Sequence dependencies cause failures when systems are recovered in the wrong order. A web application that depends on a database server will fail if the application is restored before the database is online and accessible.
Personnel gaps surface when the people responsible for executing recovery procedures are unavailable, unfamiliar with updated procedures, or have left the organization. Testing reveals whether knowledge is documented or trapped in individuals.
Documenting Test Results
Every DR test should produce a formal report that captures what was tested, how the test was conducted, what succeeded, what failed, and what actions are needed to address failures. This documentation serves multiple purposes.
For compliance, frameworks like SOC 2, HIPAA, and PCI DSS require evidence that disaster recovery procedures are tested regularly. Documented test results provide the audit trail that regulators and auditors expect.
For continuous improvement, test reports create a historical record that tracks recovery capability over time. Trends in recovery time, failure rates, and recurring issues inform investment decisions and highlight areas where the plan needs strengthening.

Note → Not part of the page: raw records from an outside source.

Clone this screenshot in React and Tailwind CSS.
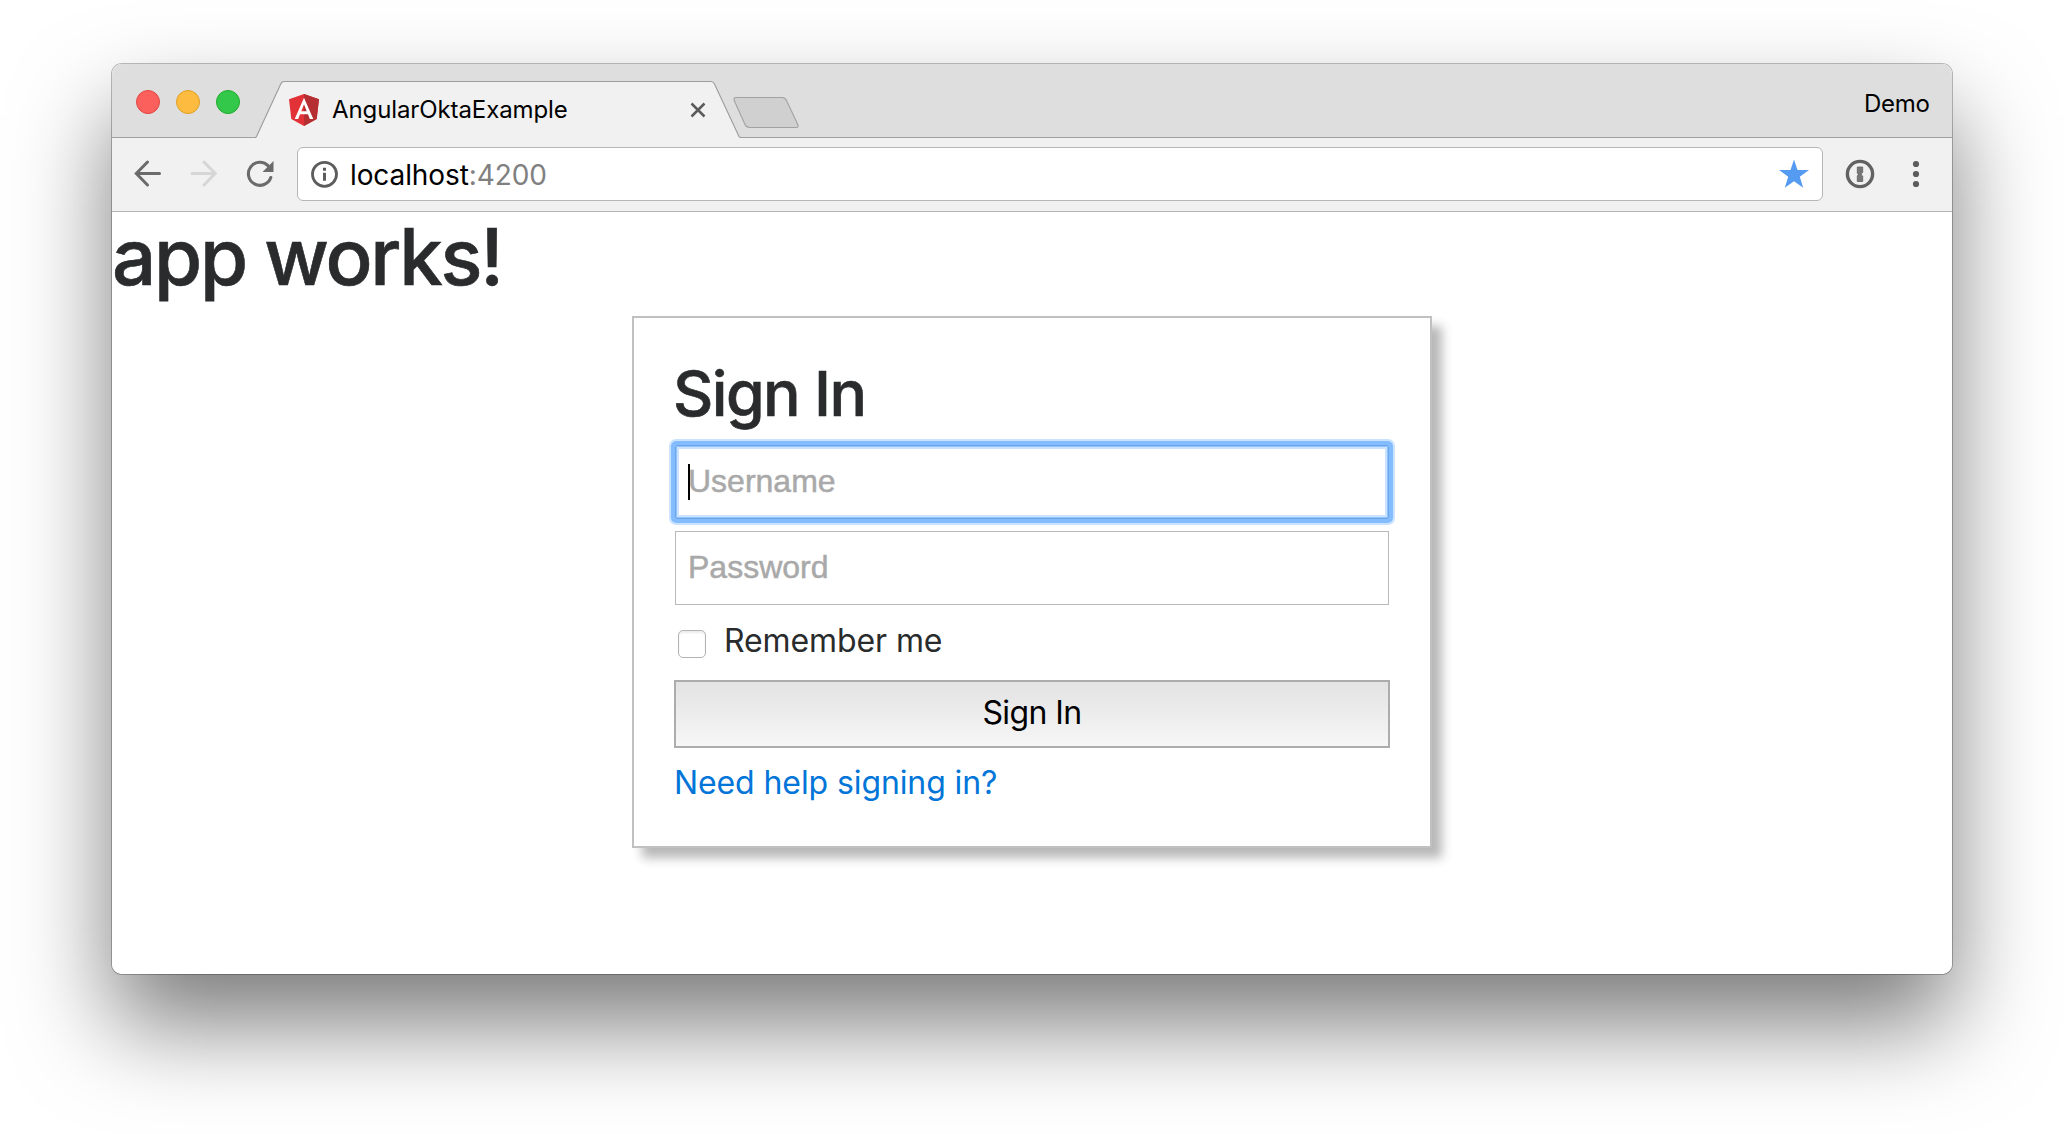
const sans = 'font-["Inter","Liberation_Sans",sans-serif]'

function TabStrip() {
  return (
    <div className="relative flex h-[74px] shrink-0 border-b border-[#a0a0a0] bg-[#dedede]">
      <div className="flex gap-4 pt-[26px] pl-6">
        <span className="size-6 rounded-full border border-[#e2463f] bg-[#fc605c]" />
        <span className="size-6 rounded-full border border-[#dfa023] bg-[#fdbc40]" />
        <span className="size-6 rounded-full border border-[#1dac2b] bg-[#34c84a]" />
      </div>
      <div className="relative -mb-px ml-[15px] flex h-[74px] w-[486px] items-center pt-[17px] pl-[34px]">
        <svg className="absolute top-0 left-0" width="486" height="74" viewBox="0 0 486 74" fill="none">
          <path d="M0 75 V74 Q1 74 1.500 73 L25.500 20.500 Q26.500 17.500 29 17.500 H456 Q458.500 17.500 459.500 20 L484 72.500 Q485 74 486 74 V75 Z" fill="#f1f1f1" />
          <path d="M0 73.500 Q1 73.500 1.500 72.500 L25.500 20.500 Q26.500 17.500 29 17.500 H456 Q458.500 17.500 459.500 20 L484 72.500 Q484.500 73.500 486 73.500" stroke="#9c9c9c" strokeWidth="1.100" />
        </svg>
        <svg className="relative" width="30" height="32" viewBox="0 0 30 32">
          <path d="M15 0 L0 5.300 L2.300 25 L15 32 L27.700 25 L30 5.300 Z" fill="#e23237" />
          <path d="M15 0 V32 L27.700 25 L30 5.300 Z" fill="#b52e31" />
          <path d="M15 3.700 L5.700 25 H9.200 L11 20.300 H19 L20.800 25 H24.300 Z M15 10.300 L17.700 17.300 H12.300 Z" fill="#fff" fillRule="evenodd" />
        </svg>
        <span className="relative ml-[13px] text-2xl tracking-[-0.1px] text-black">AngularOktaExample</span>
        <svg className="absolute top-[38px] left-[435px]" width="16" height="16" viewBox="0 0 16 16" stroke="#5a5a5a" strokeWidth="2.500">
          <path d="M1.500 1.500 L14.500 14.500 M14.500 1.500 L1.500 14.500" />
        </svg>
      </div>
      <svg className="mt-[32px] -ml-[8px]" width="68" height="33" viewBox="0 0 68 33">
        <path d="M2.500 1.500 H49 Q52 1.500 53.500 4.500 L64.800 28.500 Q65.800 31.500 63.300 31.500 H16.500 Q13.500 31.500 12 28.500 L1.200 4.500 Q0.500 1.500 2.500 1.500 Z" fill="#d0d0d0" stroke="#a2a2a2" strokeWidth="1.100" />
      </svg>
      <span className="mt-6 mr-[22.5px] ml-auto text-2xl leading-8 tracking-[-0.3px] text-black">Demo</span>
    </div>
  )
}

function Toolbar() {
  return (
    <div className="flex h-[74px] shrink-0 items-center border-b border-[#b4b4b4] bg-[#f1f1f1] pb-px">
      <svg className="ml-[22px]" width="28" height="28" viewBox="0 0 28 28" fill="none" stroke="#6b6b6b" strokeWidth="3" strokeLinecap="round">
        <path d="M25.500 13.500 H3 M13.500 2 L2.300 13.500 L13.500 25" />
      </svg>
      <svg className="ml-[28px]" width="28" height="28" viewBox="0 0 28 28" fill="none" stroke="#d6d6d6" strokeWidth="3" strokeLinecap="round">
        <path d="M2 13.500 H25 M14 2 L25.200 13.500 L14 25" />
      </svg>
      <svg className="ml-[28px]" width="28" height="28" viewBox="0 0 28 28" fill="none">
        <path d="M22.200 5.800 A11.500 11.500 0 1 0 24.800 17.500" stroke="#6b6b6b" strokeWidth="3.100" strokeLinecap="round" />
        <path d="M27.500 1 V12 H16.500 Z" fill="#6b6b6b" />
      </svg>
      <div className="ml-[23px] flex h-[54px] w-[1526px] items-center rounded-md border border-[#b6b6b6] bg-white">
        <svg className="ml-[13px]" width="28" height="28" viewBox="0 0 28 28">
          <circle cx="13.500" cy="14.300" r="12" fill="none" stroke="#5c5c5c" strokeWidth="2.800" />
          <path d="M12 7.800 H15 V10.800 H12 Z M12 12.800 H15 V20.800 H12 Z" fill="#5c5c5c" />
        </svg>
        <span className="ml-[11px] pt-px text-[28px] tracking-[-0.1px] text-black">
          localhost<span className="text-[#808080]">:4200</span>
        </span>
        <svg className="mr-[13px] ml-auto" width="30" height="30" viewBox="0 0 30 30">
          <path d="M15 0.500 L18.500 11 H30 L20.800 17.700 L24.200 28.800 L15 22.200 L5.800 28.800 L9.200 17.700 L0 11 H11.500 Z" fill="#559bf2" />
        </svg>
      </div>
      <svg className="ml-[22px]" width="30" height="30" viewBox="0 0 30 30">
        <circle cx="15" cy="15" r="12.600" fill="none" stroke="#626262" strokeWidth="3.400" />
        <path d="M12.300 8 H17.700 V13.500 L16.300 14.500 V16 L17.700 17 V22.500 H12.300 V17 L13.300 15.500 L12.300 14 Z" fill="#777" stroke="#626262" strokeWidth="0.800" />
      </svg>
      <svg className="ml-[37px]" width="8" height="28" viewBox="0 0 8 28" fill="#5c5c5c">
        <circle cx="4" cy="4" r="3.100" />
        <circle cx="4" cy="14" r="3.100" />
        <circle cx="4" cy="24" r="3.100" />
      </svg>
    </div>
  )
}

function SignInCard() {
  return (
    <div className="mx-auto flex h-[532px] w-[800px] flex-col border-2 border-[#c0c0c0] bg-white p-10 shadow-[10px_10px_10px_#b8b8b8]">
      <h2 className="-ml-px h-[70px] shrink-0 text-[62.5px] leading-[71px] font-medium tracking-[-1.6px] [-webkit-text-stroke:0.6px_#292b2c]">Sign In</h2>
      <div className='relative mx-px mt-[17px] flex h-[74px] shrink-0 items-center rounded-[1px] border border-[#6aa6e8] pb-0.5 pl-3 font-["Liberation_Sans",sans-serif] text-[32px] text-[#a9a9a9] shadow-[0_0_0_3px_#84bdff,inset_0_0_0_1px_#92c4fb,inset_0_0_0_3px_#cbe3ff]'>
        <span className="absolute -inset-[5px] rounded-[5px] border-4 border-[#84bdff] shadow-[0_0_0_2px_#cbe3ff]" />
        <span className="h-9 w-0.5 translate-y-px bg-black" />
        <span className="-ml-0.5 [-webkit-text-stroke:0.5px_#a9a9a9]">Username</span>
      </div>
      <div className='mx-px mt-3 flex h-[74px] shrink-0 items-center border border-[#b9b9b9] pb-0.5 pl-3 font-["Liberation_Sans",sans-serif] text-[32px] text-[#a9a9a9] [-webkit-text-stroke:0.5px_#a9a9a9]'>
        Password
      </div>
      <label className="mt-3 flex h-12 shrink-0 items-center pl-1">
        <span className="mt-[5px] size-7 rounded-[5px] border border-[#b4b4b4] bg-white shadow-[inset_0_2px_2px_#ececec]" />
        <span className="ml-[18px] text-[32px] leading-[48px] tracking-[-0.1px]">Remember me</span>
      </label>
      <button className="mt-[15px] h-[68px] shrink-0 border-2 border-[#acacac] bg-linear-to-b from-[#e3e3e3] to-[#f6f6f6] pb-0.5 text-[32px] leading-[62px] tracking-[-0.6px] text-black">Sign In</button>
      <a className="mt-[11px] shrink-0 text-[32px] leading-[48px] tracking-[-0.1px] text-[#0275d8]">Need help signing in?</a>
    </div>
  )
}

export default function App() {
  return (
    <div className={`h-[1134px] w-[2064px] overflow-hidden bg-white px-28 pt-16 text-[#292b2c] ${sans}`}>
      <div className="h-[910px] w-[1840px] rounded-[10px] shadow-[0_50px_96px_rgba(0,0,0,0.52),0_0_0_1px_rgba(0,0,0,0.25)]">
        <div className="flex h-full flex-col overflow-hidden rounded-[10px] bg-white">
          <TabStrip />
          <Toolbar />
          <main className="flex-1">
            <h1 className="mb-[14px] text-[78px] leading-[90px] font-medium tracking-[-2.3px] [-webkit-text-stroke:0.6px_#292b2c]">app works!</h1>
            <SignInCard />
          </main>
        </div>
      </div>
    </div>
  )
}
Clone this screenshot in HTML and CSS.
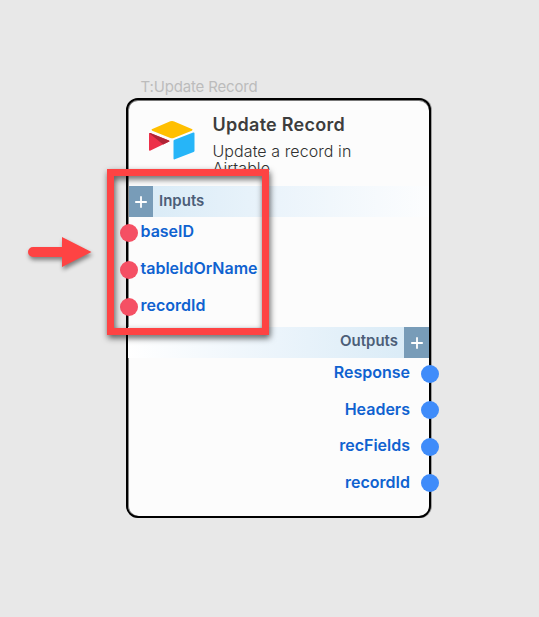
FILE: index.html
```html
<!DOCTYPE html>
<html lang="en">
<head>
<meta charset="utf-8">
<title>Update Record</title>
<link rel="stylesheet" href="styles.css">
</head>
<body>
<main class="canvas">
  <div class="node-label">T:Update Record</div>
  <section class="node">
    <header class="node-header">
      <svg class="logo" width="48" height="40" viewBox="0 0 48 40">
        <path fill="#ffbf00" d="M22.300 1.300 4.300 9.100q-1.800.8 0 1.600l18 7.200q1.700.7 3.500 0L43.800 10.700q1.800-.8 0-1.600L26.200 1.400q-2-.8-3.900-.1Z"/>
        <path fill="#26b5f8" d="M25.500 20.800v17.600q0 1.400 1.300.9l18.800-7.300q.9-.3.9-1.300V13.500q0-1.300-1.300-.9L26.500 19.700q-1 .3-1 1.100Z"/>
        <path fill="#ed3049" d="m21.200 21.600-18.700 9q-1.500.7-1.500-.9V13.900q0-1.300 1.300-.9l18.600 7.500q1.100.5.3 1.100Z"/>
        <path fill="#b02436" d="m21.200 21.600-6 2.900L1.200 13.200q.3-.4 1.100-.2l18.600 7.500q1.100.5.3 1.100Z"/>
      </svg>
      <div class="heading">
        <h1 class="title">Update Record</h1>
        <p class="description">Update a record in Airtable</p>
      </div>
    </header>
    <div class="band inputs">
      <span class="add"><svg width="12" height="12" viewBox="0 0 12 12"><path d="M6 .2v11.6M.2 6h11.6"/></svg></span>
      <span class="band-name">Inputs</span>
    </div>
    <ul class="ports in">
      <li class="port"><i class="dot"></i><span>baseID</span></li>
      <li class="port"><i class="dot"></i><span>tableIdOrName</span></li>
      <li class="port"><i class="dot"></i><span>recordId</span></li>
    </ul>
    <div class="band outputs">
      <span class="band-name">Outputs</span>
      <span class="add"><svg width="12" height="12" viewBox="0 0 12 12"><path d="M6 .2v11.6M.2 6h11.6"/></svg></span>
    </div>
    <ul class="ports out">
      <li class="port"><span>Response</span><i class="dot"></i></li>
      <li class="port"><span>Headers</span><i class="dot"></i></li>
      <li class="port"><span>recFields</span><i class="dot"></i></li>
      <li class="port"><span>recordId</span><i class="dot"></i></li>
    </ul>
  </section>
  <div class="highlight"></div>
  <svg class="arrow" width="80" height="46" viewBox="0 0 80 46">
    <path d="M13 17h29V7l29.500 15L42 37V27H13a5 5 0 0 1 0-10Z"/>
  </svg>
</main>
</body>
</html>
```
FILE: styles.css
```css
* { box-sizing: border-box; }
body { margin: 0; background: #e8e8e8; font-family: Inter, "Liberation Sans", sans-serif; }
.canvas { position: relative; width: 539px; height: 617px; padding: 78px 0 0 126px; overflow: hidden; }
.node-label { height: 20px; padding-left: 14.500px; font-size: 15px; line-height: 18px; letter-spacing: -.16px; color: #bcbcbc; white-space: nowrap; }
.node {
  width: 305px; height: 420px;
  border: 2px solid #000; border-radius: 12px;
  background: #fcfcfc;
  box-shadow: 1px 0 0 #a0a0a0, inset 1px 0 0 #858585, inset 0 1px 0 #777;
}
.node-header { display: flex; height: 86px; padding: 20px 0 0 20px; gap: 16.500px; }
.logo { flex: none; }
.heading { width: 170px; height: 60px; margin-top: -6px; }
.title { margin: 0; font-size: 18px; line-height: 22px; font-weight: 600; letter-spacing: .27px; color: #3d3d3d; white-space: nowrap; }
.description { margin: 7px 0 0; font-size: 16px; line-height: 17px; font-weight: 300; letter-spacing: .08px; color: #303030; }
.band { display: flex; align-items: center; height: 31px; }
.inputs { margin-left: 1px; background: linear-gradient(90deg, #d7eaf6, #ebf4fb 50%, #fcfdfe); }
.outputs { position: relative; top: -.5px; justify-content: flex-end; background: linear-gradient(270deg, #d7eaf6, #ebf4fb 50%, #fff); }
.add { display: flex; align-items: center; justify-content: center; width: 24px; height: 31px; padding-top: 1px; background: #789cb8; }
.outputs .add { width: 25px; }
.add path { stroke: #fff; stroke-width: 1.8; }
.band-name { padding: 0 6px 2px; font-size: 15px; line-height: 18px; font-weight: 600; color: #4c5e78; }
.ports { list-style: none; margin: 0; padding: 0; }
.in { height: 110px; padding-top: 7px; }
.out { padding-top: 7px; }
.port { display: flex; align-items: flex-start; height: 36.660px; font-size: 16px; line-height: 16px; font-weight: 600; color: #0f62d0; }
.port span { margin-top: -1px; }
.in .port { height: 36.800px; }
.dot { flex: none; width: 18px; height: 18px; border-radius: 50%; }
.in .dot { margin: 0 2.500px 0 -8px; background: #f55064; }
.out .port { justify-content: flex-end; }
.out .dot { margin: -.5px -9.500px 0 10.500px; background: #3f8cfa; }
.highlight {
  position: absolute; left: 107px; top: 169px; width: 162px; height: 166px;
  border: 7px solid #fe4343; filter: drop-shadow(1px 3px 3px rgba(0,0,0,.65));
}
.arrow { position: absolute; left: 20px; top: 230px; fill: #fe4343; filter: drop-shadow(1px 3px 2px rgba(0,0,0,.45)); }
```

For accountability, assigning owners to post-test remediation items ensures that identified gaps are actually fixed before the next test cycle.
Building Testing Into Operations
DR testing should not be treated as a special project that happens once or twice a year. The most resilient organizations integrate testing into their regular operational rhythm. Component tests run alongside routine maintenance windows. Tabletop exercises are incorporated into quarterly business reviews. Simulation tests are scheduled with the same rigor as software releases.
When testing becomes routine, it stops being a burden and becomes a source of confidence. Teams that test regularly recover faster, with fewer errors, and with less stress than teams that encounter their recovery procedures for the first time during an actual disaster.
The question is not whether your organization can afford to test its disaster recovery plan. The question is whether it can afford not to.